In any event, the four-door 5-Door uses the same basic platform as the sedan and both cars are equal in width and in distance between the front and rear wheels. However, the 5-Door is actually shorter in overall length by nearly 7.5 inches and is trimmer by about 50 pounds as a result.

But the most important measurement for any practical hatch is the volume of stuff it can carry. With the rear seat folded flat, the 5-Door can swallow a fair chunk of groceries; more than the Toyota Matrix or Mitsubishi Lancer Sportback but not as much as the Hyundai Elantra Touring or the diminutive (but surprisingly spacious) Honda Fit.

Kia’s designers have done a pretty good job at loping off the sedan’s trunk and integrating the new rear end of the 5-Door. The lines remain crisp and purposeful from all angles, accentuated by the blacked-out door pillars and wrap-around taillights. From the back though, the 5-Door appears suspiciously similar to the Subaru Impreza, a vehicle that the automaker unabashedly refers to as a wagon. No wonder there’s confusion out there.

The interior shares most of its components with the sedan, including a virtually identical dashboard. Kia somehow managed to dial a bit more passenger space into the 5-Door, likely due to a slightly higher roofline.

Also common to all three Forte body styles is the two-engine lineup.

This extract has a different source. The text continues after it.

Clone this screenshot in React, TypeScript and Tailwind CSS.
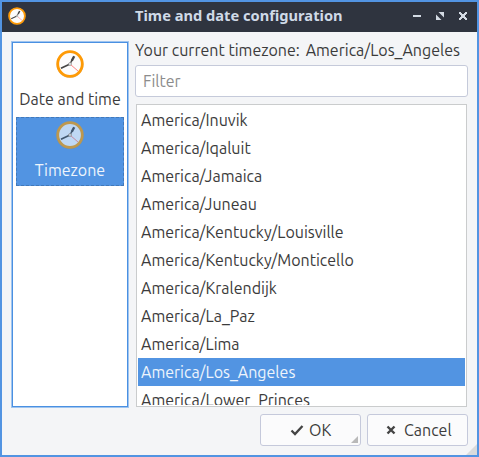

The base EX Forte 5-Door runs with a 156-horsepower 2.0-liter four-cylinder, while a 173-horsepower 2.4-liter four-cylinder belongs to the fancier SX.

Both powerplants can be ordered with six-speed manual transmissions, or optional six-speed automatics (with extra-cost paddle-shift capability).

Fuel economy with the base engine and either transmission is rated at 25 mpg city and 34 highway. However, an optional fuel-economy package for automatic-equipped models, consisting of special low-rolling resistance tires, electric power steering and various aerodynamic enhancements, raises the bar to 27/37. Those numbers are sufficient to propel the 5-Door to the head of its compact wagon/hatchback class.

Kia is treating the 5-Door as a slightly more upscale ride than the sedan, so there’s no bare-bones LX model, which is how the sedan starts out. That means the base EX trim designation for the 5-Door that arrives with air conditioning, six-way adjustable manual driver’s seat, up-level six-speaker audio system and 16-inch alloy wheels instead of the LX sedan’s 15-inch steelies.

In addition to the more powerful 2.4-liter engine, the SX adds tilt/telescoping steering and fancier interior trim with metal pedals, fog lamps and 17-inch wheels. But perhaps the most useful SX item is the sport-tuned suspension that Kia claims delivers a firmer, more controlled ride. In addition, larger-diameter front brake discs are claimed to produce shorter stops.

Keeping a tight bottom line — the EX starts at $17,600, including destination charges — means that the 5-Door’s option list is extensive and includes climate control, leather-covered seats (heated in front), push-button start, auto-dimming rearview mirror, power sunroof and a navigation system.

Whether entry level or loaded to the hilt, the Forte 5-Door is a handsome, practical and affordable hauler. Most folks who opt for this particular configuration, regardless of its wagon or hatchback designation, will likely wonder how they ever got by without it.